Ms Houlden explains: “He acts as a master of ceremonies and question master during reminiscence sessions, and has an iPad to play videos and ‘Name that tune’. People then talk about what they saw and share memories. Care home staff can be as much a part of that as they want. 

“Some people engage with Pepper as a person. It has generated a lot more ideas about what we can do. From a staff satisfaction point of view, it has brought the excitement back. We are in a very different place since we got him out of the box.” 

Pepper is the latest in a not-so-long line of social robots being used in care. Perhaps, the most well-known is Paro the harp seal, developed in Japan to help people with dementia.

A study by the University of Brighton over the past three and a half years has found the furry robot has a calming effect on patients and provokes an emotional response that helps people socialise. The team are currently examining how Paro can be used without posing an infection risk (as he cannot be cleaned in a traditional way) and this autumn a new study will start into the robot’s role in reducing the need for medication. 

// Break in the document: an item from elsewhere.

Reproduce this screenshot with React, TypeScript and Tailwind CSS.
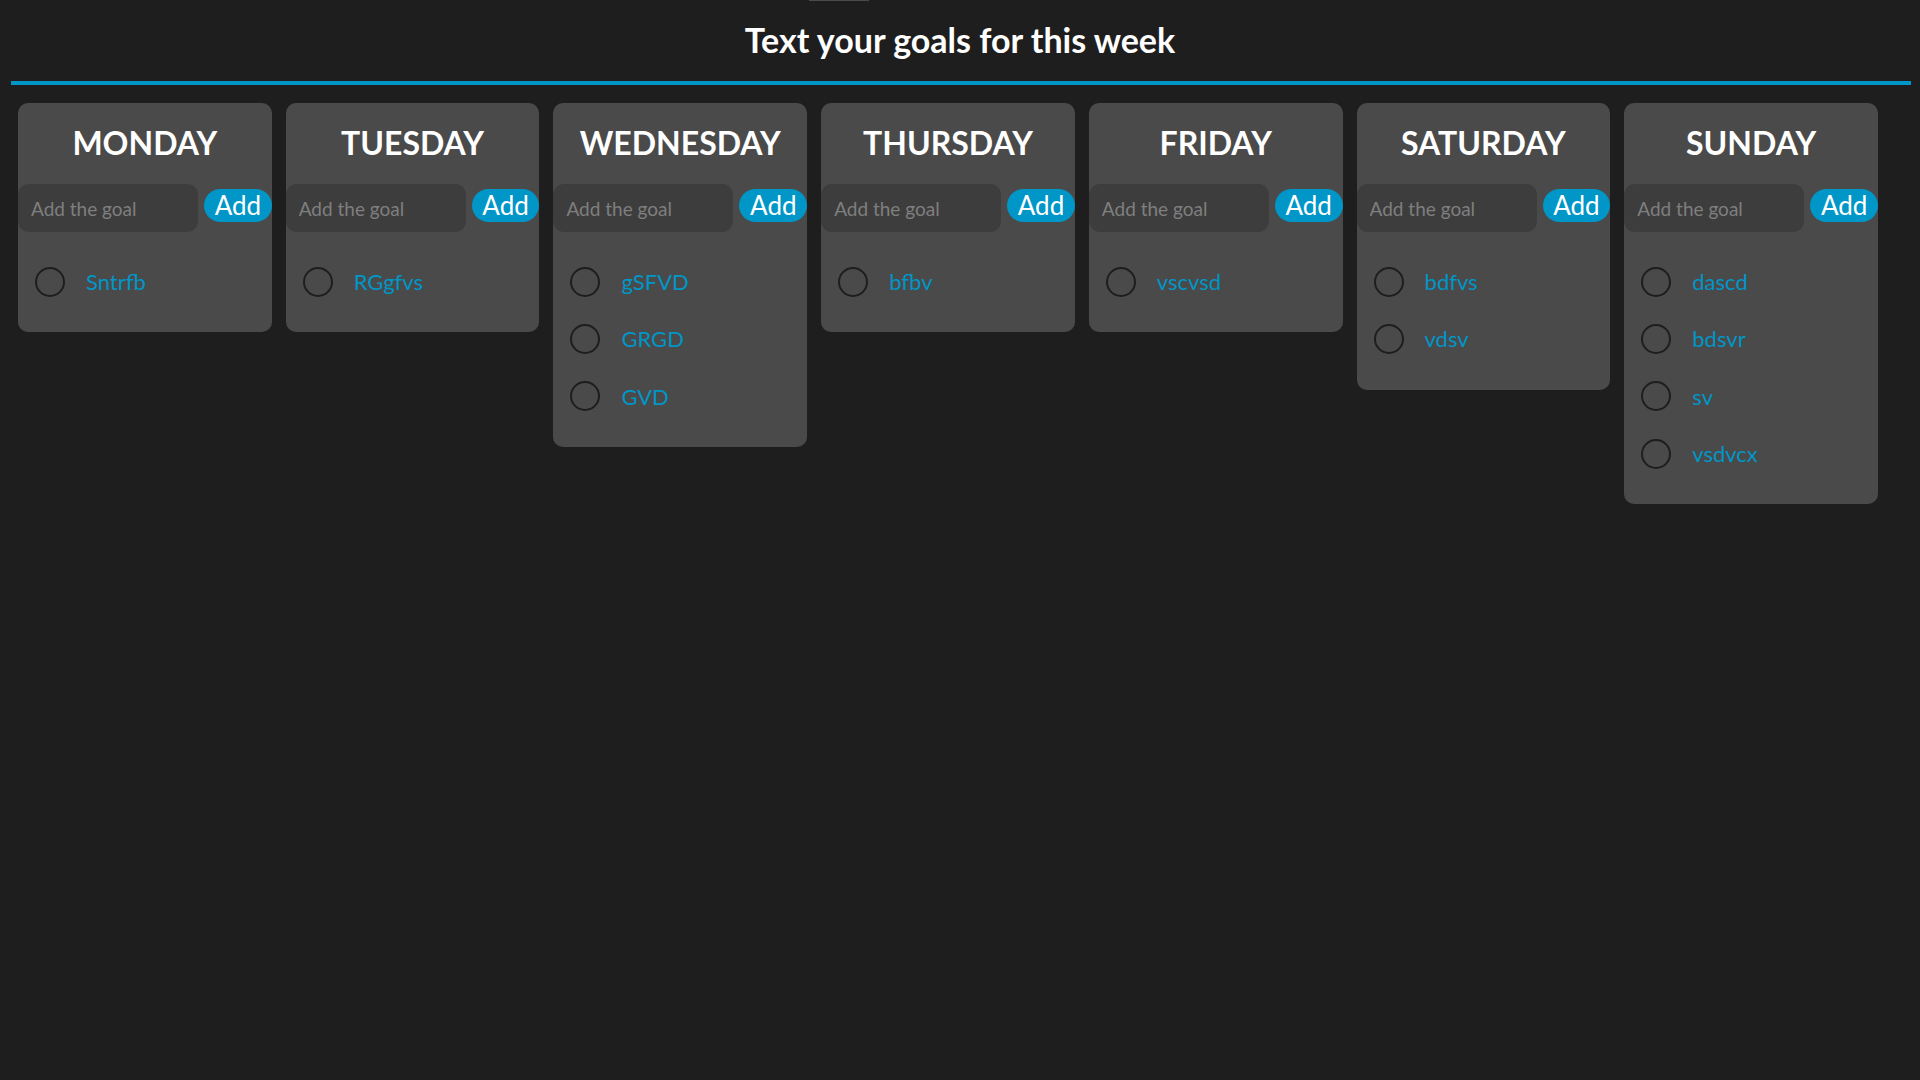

Researcher Dr Kathy Martyn explained: “Paro can be used at any time of day or night. He does have the capacity to elicit human responses. He is the same size as a baby and has baby-like eyes. He makes a mewing noise when agitated. Most people do genderise them and give them names. People are rarely fearful.”

Dr Martyn also explained that Paro takes the form of a harp seal as very few people would ever have encountered one so the risk of a bad memory is much reduced compared with a cat or a dog.

She added: “They are several thousands of pounds, so a large initial outlay, but the benefit is, unlike real animals, he never has an off day.”

Robotic pets at Care South

Care home group Care South introduced robotic pets at two of its care homes six months ago.  The animatronic pets at Kenwith Castle in Abbotsham, near Bideford, and Templeman House in Bournemouth respond to touch and speech from residents. 

Robotic dogs KC and Biscuit (pictured, top) and pony Keno have been a hit among residents, according to Graham Brittain, director of residential care, providing stimulation, comfort and companionship. He said: “The residents love having the pets close at hand, so they can stroke them and give them lots of cuddles. Their engaging nature encourages the residents to interact with them and they have certainly become a talking point for our staff, residents and their families.

“Residents can often be found petting the robotic pets and reminiscing with one another about animals they owned previously and in childhood. Since their introduction to the homes, staff have seen improvements in some residents’ social interactions, particularly for those living with dementia. The robotic pets have also proved beneficial to residents in end-of-life care, who have taken comfort from the chance to touch and stroke the dogs, with carers noting the soothing effect they have and the pleasure displayed on their faces.”

While Care South’s new robotic residents were acquired second-hand, there are many similar models now on the market costing as little as £100, and the care home operator now plans to roll them out to its other care homes that look after people with dementia.